** Start of RECORD EXCERPTS **

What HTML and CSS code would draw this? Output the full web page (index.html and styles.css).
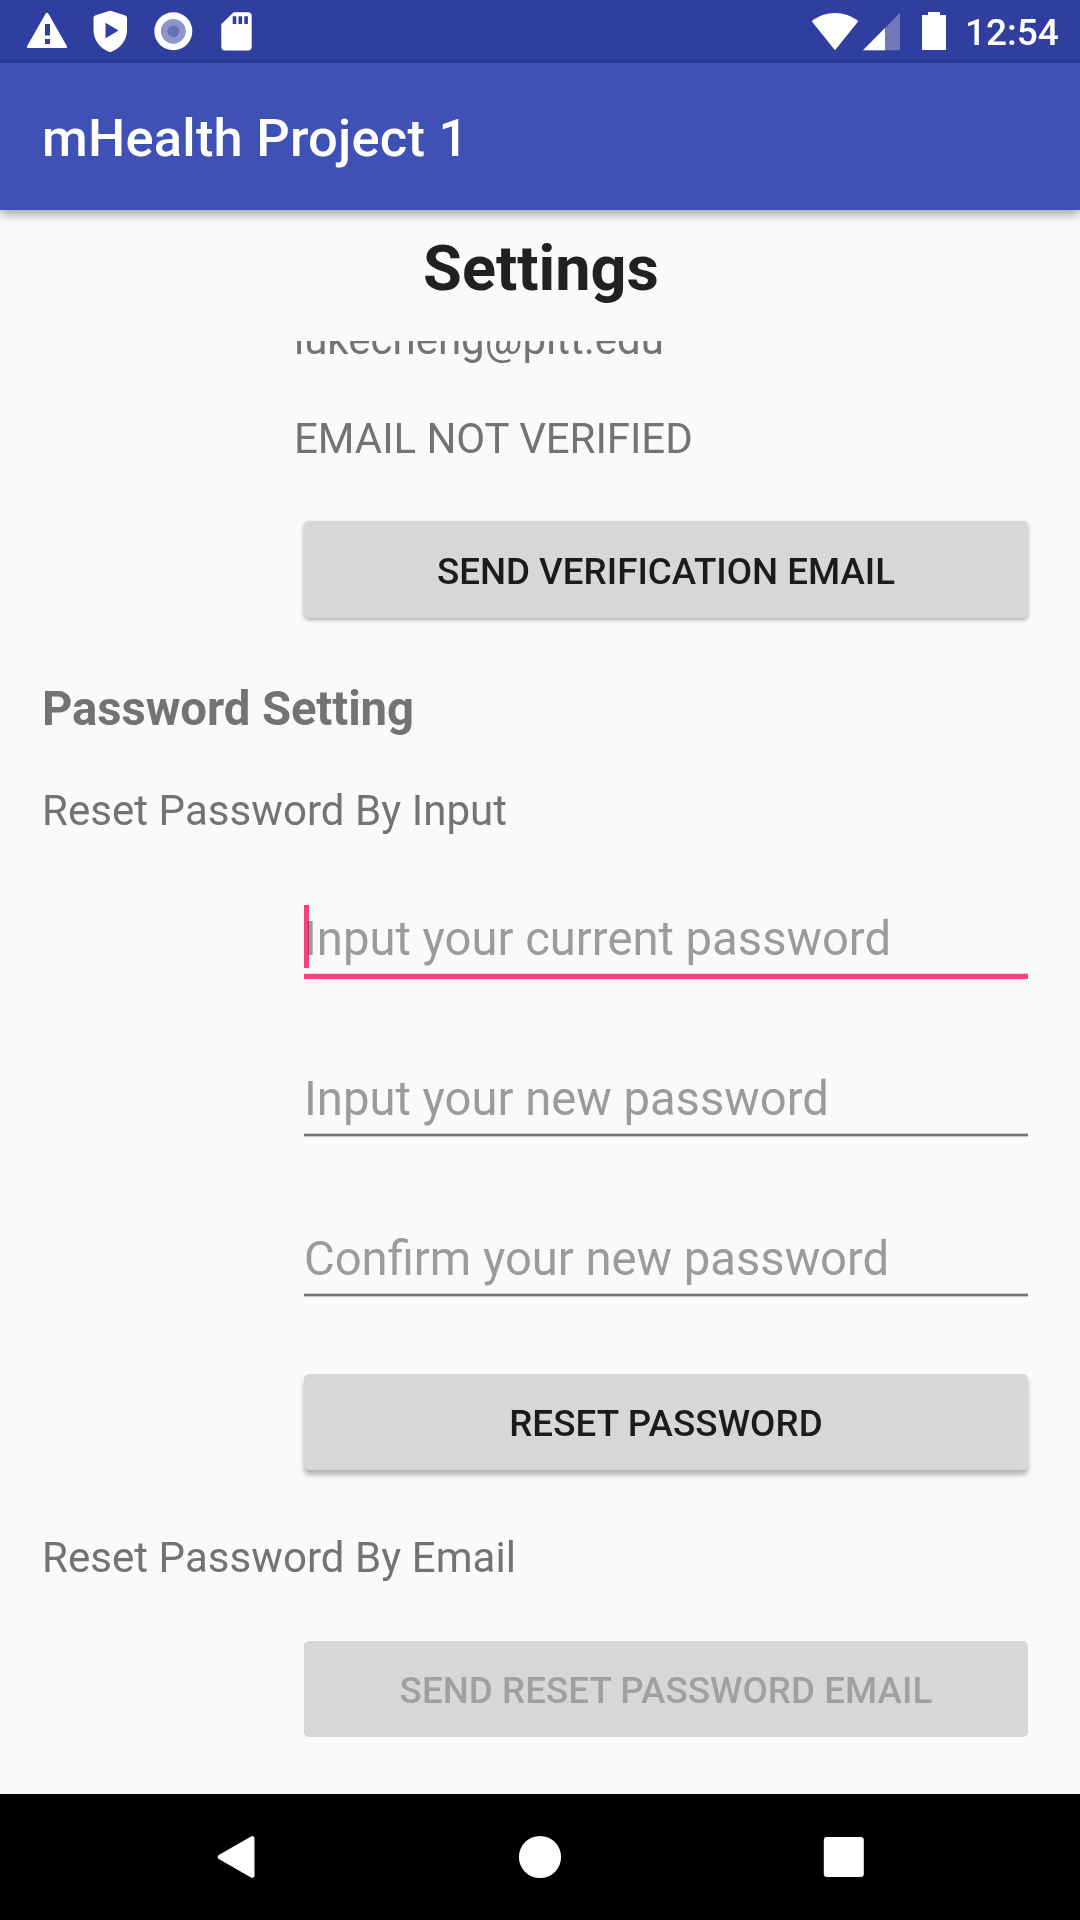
FILE: index.html
```html
<!DOCTYPE html>
<html lang="en">
<head>
<meta charset="utf-8">
<title>mHealth Project 1</title>
<link rel="stylesheet" href="styles.css">
</head>
<body>
<div class="screen">
  <header class="status-bar">
    <svg class="status-icons" width="280" height="63" viewBox="0 0 280 63">
      <path fill="#fff" fill-rule="evenodd" d="M45.6 13.8Q47 11.8 48.4 13.8L66.8 46Q67.6 48 65.6 48H28.4Q26.4 48 27.2 46ZM45 24V35.5H50V24ZM45 39V44H50V39Z"/>
      <path fill="#fff" fill-rule="evenodd" d="M109 10.9Q110.2 10.4 111.4 10.9L125.4 15.6Q127 16.2 127 18V30C127 41 119.5 49 110.2 52.3C101 49 93.5 41 93.5 30V18Q93.5 16.2 95 15.6ZM105.5 22.8V38.2L118.6 30.5Z"/>
      <circle cx="173.3" cy="31.3" r="19" fill="#fff"/>
      <circle cx="173.3" cy="31.3" r="12.4" fill="#8b94cb"/>
      <circle cx="173.3" cy="31.3" r="5.8" fill="#6570b8"/>
      <path fill="#fff" fill-rule="evenodd" d="M233.5 12.3H248Q251.7 12.3 251.7 16V46.8Q251.7 50.5 248 50.5H225Q221.3 50.5 221.3 46.8V24.3ZM232.7 16.3V24H236.3V16.3ZM238.5 16.3V24H242.1V16.3ZM244.3 16.3V24H247.9V16.3Z"/>
    </svg>
    <svg class="system-icons" width="160" height="63" viewBox="800 0 160 63">
      <path fill="#fff" d="M835 50.2L811.7 21.3C825 10.2 845 10.2 858.3 21.3Z"/>
      <path fill="#7179bb" d="M863 50.2L900 13V50.2Z"/>
      <path fill="#fff" d="M863 50.2L885 28V50.2Z"/>
      <path fill="#fff" d="M922 15H928V12H940V15H946V50H922Z"/>
    </svg>
    <span class="clock">12:54</span>
  </header>
  <div class="app-bar">mHealth Project 1</div>
  <h1 class="page-title">Settings</h1>
  <main class="content">
    <p class="text email">lukecheng@pitt.edu</p>
    <p class="text verify-state">EMAIL NOT VERIFIED</p>
    <button class="button verify">SEND VERIFICATION EMAIL</button>
    <h2 class="section-title">Password Setting</h2>
    <p class="text by-input">Reset Password By Input</p>
    <div class="field focused"><span class="caret"></span>Input your current password</div>
    <div class="field">Input your new password</div>
    <div class="field confirm">Confirm your new password</div>
    <button class="button reset">RESET PASSWORD</button>
    <p class="text by-email">Reset Password By Email</p>
    <button class="button send-reset" disabled>SEND RESET PASSWORD EMAIL</button>
  </main>
  <nav class="nav-bar">
    <svg width="48" height="48" viewBox="0 0 48 48"><path fill="#fff" d="M6.8 22L39 3.4Q42.500 2 42.500 5.800V42.200Q42.500 46 39 44.600L6.800 26Q4.400 24 6.800 22Z"/></svg>
    <svg width="48" height="48" viewBox="0 0 48 48"><circle cx="24" cy="24" r="21.1" fill="#fff"/></svg>
    <svg width="48" height="48" viewBox="0 0 48 48"><rect x="3.8" y="4.1" width="40" height="39.8" rx="3" fill="#fff"/></svg>
  </nav>
</div>
</body>
</html>
```

FILE: styles.css
```css
* {
  box-sizing: border-box;
}

body {
  margin: 0;
  font-family: Roboto, sans-serif;
  background: #fafafa;
}

.screen {
  display: flex;
  flex-direction: column;
  width: 1080px;
  height: 1920px;
  overflow: hidden;
  background: #fafafa;
}

.status-bar {
  display: flex;
  flex: none;
  height: 63px;
  background: #303f9f;
}

.system-icons {
  margin-left: 520px;
}

.clock {
  margin-left: 5px;
  padding-top: 1px;
  font-size: 37px;
  font-weight: 500;
  line-height: 63px;
  color: #fff;
}

.app-bar {
  flex: none;
  height: 147px;
  padding: 4px 42px 0;
  font-size: 52.5px;
  font-weight: 500;
  line-height: 142px;
  letter-spacing: 0.22px;
  color: #fff;
  background: #3f51b5;
  box-shadow: 0 4px 10px rgba(0, 0, 0, 0.36);
}

.page-title {
  flex: none;
  height: 131px;
  margin: 0;
  padding-left: 2px;
  font-size: 63px;
  font-weight: 700;
  line-height: 117px;
  text-align: center;
  color: #212121;
}

.content {
  display: flex;
  flex: 1;
  flex-direction: column;
  min-height: 0;
  padding: 0 52px 0 42px;
  overflow: hidden;
}

.text {
  flex: none;
  margin: 0;
  font-size: 42px;
  line-height: 50px;
  color: #737373;
}

.email {
  margin: -26px 0 0 252px;
}

.verify-state {
  margin: 49px 0 0 252px;
  letter-spacing: -0.06px;
}

.section-title {
  flex: none;
  margin: 63px 0 0;
  font-size: 47.25px;
  font-weight: 700;
  line-height: 56px;
  letter-spacing: -0.08px;
  color: #737373;
}

.by-input {
  margin-top: 49px;
  letter-spacing: 0.06px;
}

.by-email {
  margin-top: 63px;
  letter-spacing: 0.06px;
}

.button {
  flex: none;
  height: 96px;
  margin: 0 0 0 262px;
  padding: 3px 0 0;
  border: 0;
  border-radius: 5px;
  font: 500 36.75px/44px Roboto, sans-serif;
  color: #1b1b1b;
  background: #d6d8d7;
}

.verify {
  height: 97px;
  margin-top: 57px;
  padding-top: 5px;
  box-shadow: 0 2px 4px rgba(0, 0, 0, 0.32);
}

.reset {
  margin-top: 77px;
  letter-spacing: 0.1px;
  box-shadow: 0 5px 5px rgba(0, 0, 0, 0.28);
}

.send-reset {
  margin-top: 58px;
  letter-spacing: 0.05px;
  color: #a0a0a0;
}

.field {
  position: relative;
  flex: none;
  height: 72px;
  margin: 86px 0 0 262px;
  font-size: 47.2px;
  line-height: 68px;
  color: #9b9b9b;
  background: linear-gradient(#d2d2d2 0 1px, #747474 1px 3px, #c8c8c8 3px) bottom / 100% 4px no-repeat;
}

.focused {
  height: 74px;
  margin-top: 69px;
  background: linear-gradient(#fdc9d9 0 1px, #ff4081 1px) bottom / 100% 6px no-repeat;
}

.confirm {
  margin-top: 88px;
}

.caret {
  position: absolute;
  top: 0;
  left: 0;
  width: 5px;
  height: 63px;
  background: #ff4081;
  mix-blend-mode: multiply;
}

.nav-bar {
  display: grid;
  flex: none;
  grid-template-columns: repeat(3, 304px);
  place-content: center;
  place-items: center;
  height: 126px;
  background: #000;
}
```
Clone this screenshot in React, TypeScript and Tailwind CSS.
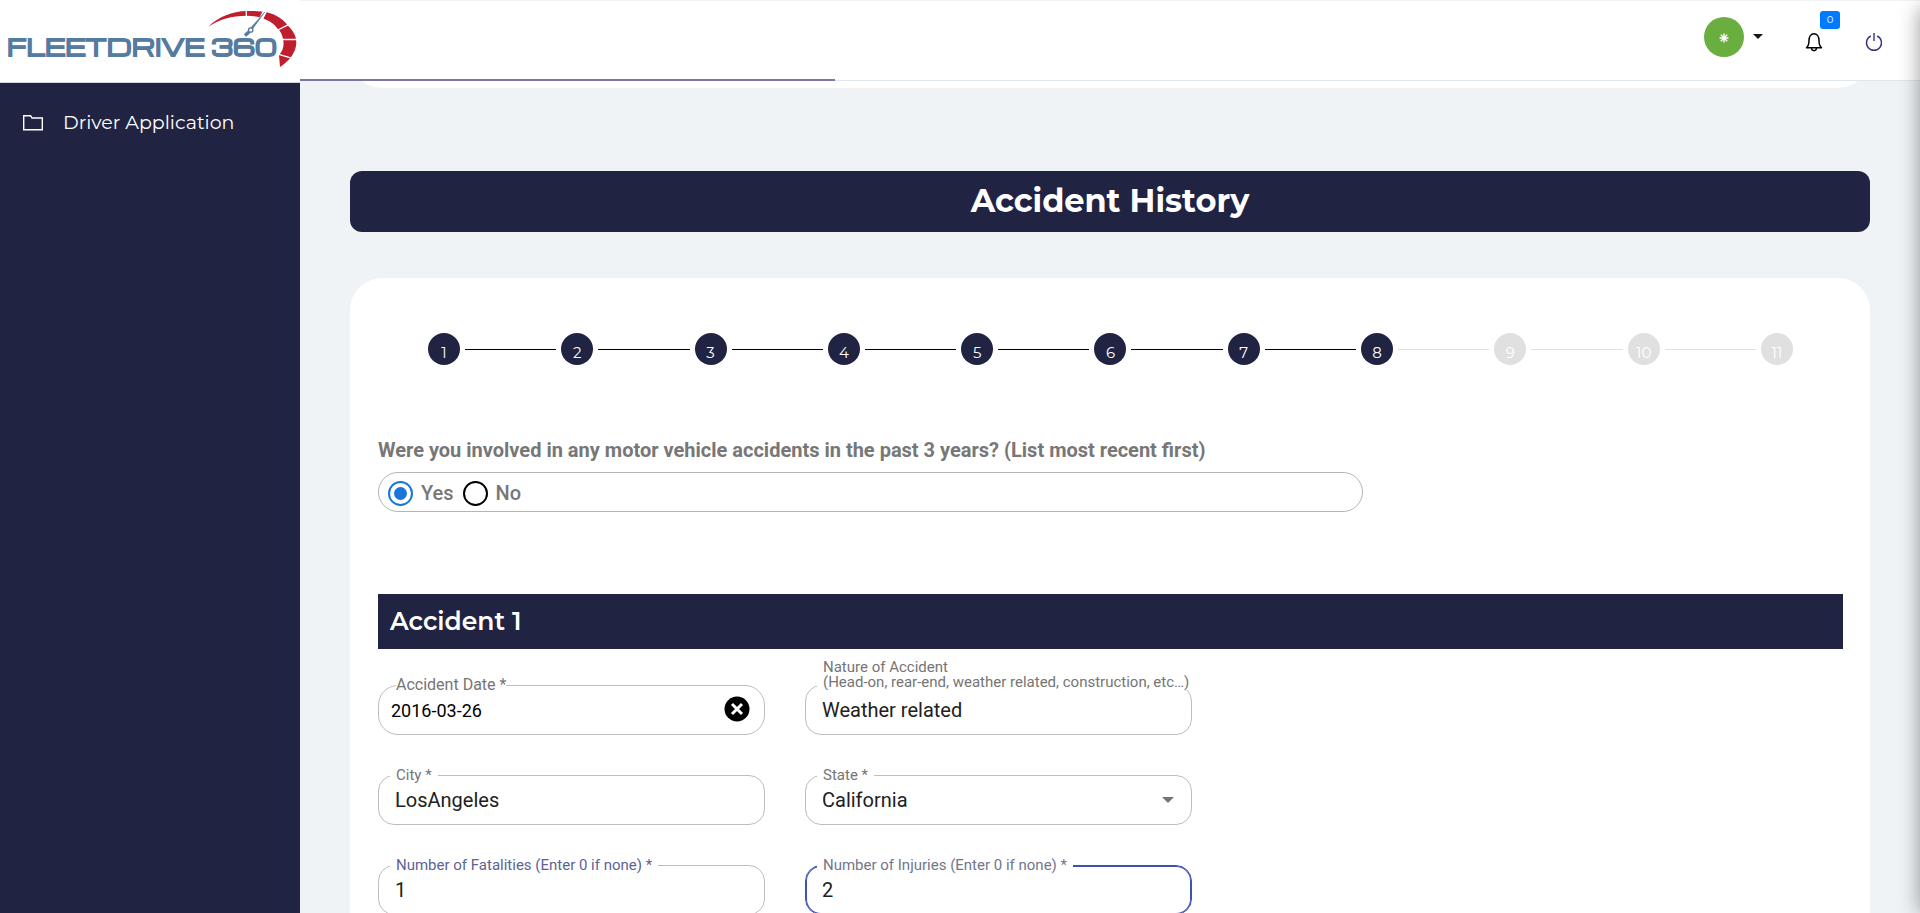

** End of RECORD EXCERPTS **

SET TASK: Transcribe the records verbatim and omit the images.

RESPONSE TO THE TASK:
What HTML and CSS code would draw this? Output the full web page (index.html and styles.css).
FILE: index.html
```html
<!DOCTYPE html>
<html lang="en">
<head>
<meta charset="utf-8">
<title>mHealth Project 1</title>
<link rel="stylesheet" href="styles.css">
</head>
<body>
<div class="screen">
  <header class="status-bar">
    <svg class="status-icons" width="280" height="63" viewBox="0 0 280 63">
      <path fill="#fff" fill-rule="evenodd" d="M45.6 13.8Q47 11.8 48.4 13.8L66.8 46Q67.6 48 65.6 48H28.4Q26.4 48 27.2 46ZM45 24V35.5H50V24ZM45 39V44H50V39Z"/>
      <path fill="#fff" fill-rule="evenodd" d="M109 10.9Q110.2 10.4 111.4 10.9L125.4 15.6Q127 16.2 127 18V30C127 41 119.5 49 110.2 52.3C101 49 93.5 41 93.5 30V18Q93.5 16.2 95 15.6ZM105.5 22.8V38.2L118.6 30.5Z"/>
      <circle cx="173.3" cy="31.3" r="19" fill="#fff"/>
      <circle cx="173.3" cy="31.3" r="12.4" fill="#8b94cb"/>
      <circle cx="173.3" cy="31.3" r="5.8" fill="#6570b8"/>
      <path fill="#fff" fill-rule="evenodd" d="M233.5 12.3H248Q251.7 12.3 251.7 16V46.8Q251.7 50.5 248 50.5H225Q221.3 50.5 221.3 46.8V24.3ZM232.7 16.3V24H236.3V16.3ZM238.5 16.3V24H242.1V16.3ZM244.3 16.3V24H247.9V16.3Z"/>
    </svg>
    <svg class="system-icons" width="160" height="63" viewBox="800 0 160 63">
      <path fill="#fff" d="M835 50.2L811.7 21.3C825 10.2 845 10.2 858.3 21.3Z"/>
      <path fill="#7179bb" d="M863 50.2L900 13V50.2Z"/>
      <path fill="#fff" d="M863 50.2L885 28V50.2Z"/>
      <path fill="#fff" d="M922 15H928V12H940V15H946V50H922Z"/>
    </svg>
    <span class="clock">12:54</span>
  </header>
  <div class="app-bar">mHealth Project 1</div>
  <h1 class="page-title">Settings</h1>
  <main class="content">
    <p class="text email">lukecheng@pitt.edu</p>
    <p class="text verify-state">EMAIL NOT VERIFIED</p>
    <button class="button verify">SEND VERIFICATION EMAIL</button>
    <h2 class="section-title">Password Setting</h2>
    <p class="text by-input">Reset Password By Input</p>
    <div class="field focused"><span class="caret"></span>Input your current password</div>
    <div class="field">Input your new password</div>
    <div class="field confirm">Confirm your new password</div>
    <button class="button reset">RESET PASSWORD</button>
    <p class="text by-email">Reset Password By Email</p>
    <button class="button send-reset" disabled>SEND RESET PASSWORD EMAIL</button>
  </main>
  <nav class="nav-bar">
    <svg width="48" height="48" viewBox="0 0 48 48"><path fill="#fff" d="M6.8 22L39 3.4Q42.500 2 42.500 5.800V42.200Q42.500 46 39 44.600L6.800 26Q4.400 24 6.800 22Z"/></svg>
    <svg width="48" height="48" viewBox="0 0 48 48"><circle cx="24" cy="24" r="21.1" fill="#fff"/></svg>
    <svg width="48" height="48" viewBox="0 0 48 48"><rect x="3.8" y="4.1" width="40" height="39.8" rx="3" fill="#fff"/></svg>
  </nav>
</div>
</body>
</html>
```

FILE: styles.css
```css
* {
  box-sizing: border-box;
}

body {
  margin: 0;
  font-family: Roboto, sans-serif;
  background: #fafafa;
}

.screen {
  display: flex;
  flex-direction: column;
  width: 1080px;
  height: 1920px;
  overflow: hidden;
  background: #fafafa;
}

.status-bar {
  display: flex;
  flex: none;
  height: 63px;
  background: #303f9f;
}

.system-icons {
  margin-left: 520px;
}

.clock {
  margin-left: 5px;
  padding-top: 1px;
  font-size: 37px;
  font-weight: 500;
  line-height: 63px;
  color: #fff;
}

.app-bar {
  flex: none;
  height: 147px;
  padding: 4px 42px 0;
  font-size: 52.5px;
  font-weight: 500;
  line-height: 142px;
  letter-spacing: 0.22px;
  color: #fff;
  background: #3f51b5;
  box-shadow: 0 4px 10px rgba(0, 0, 0, 0.36);
}

.page-title {
  flex: none;
  height: 131px;
  margin: 0;
  padding-left: 2px;
  font-size: 63px;
  font-weight: 700;
  line-height: 117px;
  text-align: center;
  color: #212121;
}

.content {
  display: flex;
  flex: 1;
  flex-direction: column;
  min-height: 0;
  padding: 0 52px 0 42px;
  overflow: hidden;
}

.text {
  flex: none;
  margin: 0;
  font-size: 42px;
  line-height: 50px;
  color: #737373;
}

.email {
  margin: -26px 0 0 252px;
}

.verify-state {
  margin: 49px 0 0 252px;
  letter-spacing: -0.06px;
}

.section-title {
  flex: none;
  margin: 63px 0 0;
  font-size: 47.25px;
  font-weight: 700;
  line-height: 56px;
  letter-spacing: -0.08px;
  color: #737373;
}

.by-input {
  margin-top: 49px;
  letter-spacing: 0.06px;
}

.by-email {
  margin-top: 63px;
  letter-spacing: 0.06px;
}

.button {
  flex: none;
  height: 96px;
  margin: 0 0 0 262px;
  padding: 3px 0 0;
  border: 0;
  border-radius: 5px;
  font: 500 36.75px/44px Roboto, sans-serif;
  color: #1b1b1b;
  background: #d6d8d7;
}

.verify {
  height: 97px;
  margin-top: 57px;
  padding-top: 5px;
  box-shadow: 0 2px 4px rgba(0, 0, 0, 0.32);
}

.reset {
  margin-top: 77px;
  letter-spacing: 0.1px;
  box-shadow: 0 5px 5px rgba(0, 0, 0, 0.28);
}

.send-reset {
  margin-top: 58px;
  letter-spacing: 0.05px;
  color: #a0a0a0;
}

.field {
  position: relative;
  flex: none;
  height: 72px;
  margin: 86px 0 0 262px;
  font-size: 47.2px;
  line-height: 68px;
  color: #9b9b9b;
  background: linear-gradient(#d2d2d2 0 1px, #747474 1px 3px, #c8c8c8 3px) bottom / 100% 4px no-repeat;
}

.focused {
  height: 74px;
  margin-top: 69px;
  background: linear-gradient(#fdc9d9 0 1px, #ff4081 1px) bottom / 100% 6px no-repeat;
}

.confirm {
  margin-top: 88px;
}

.caret {
  position: absolute;
  top: 0;
  left: 0;
  width: 5px;
  height: 63px;
  background: #ff4081;
  mix-blend-mode: multiply;
}

.nav-bar {
  display: grid;
  flex: none;
  grid-template-columns: repeat(3, 304px);
  place-content: center;
  place-items: center;
  height: 126px;
  background: #000;
}
```
Clone this screenshot in React, TypeScript and Tailwind CSS.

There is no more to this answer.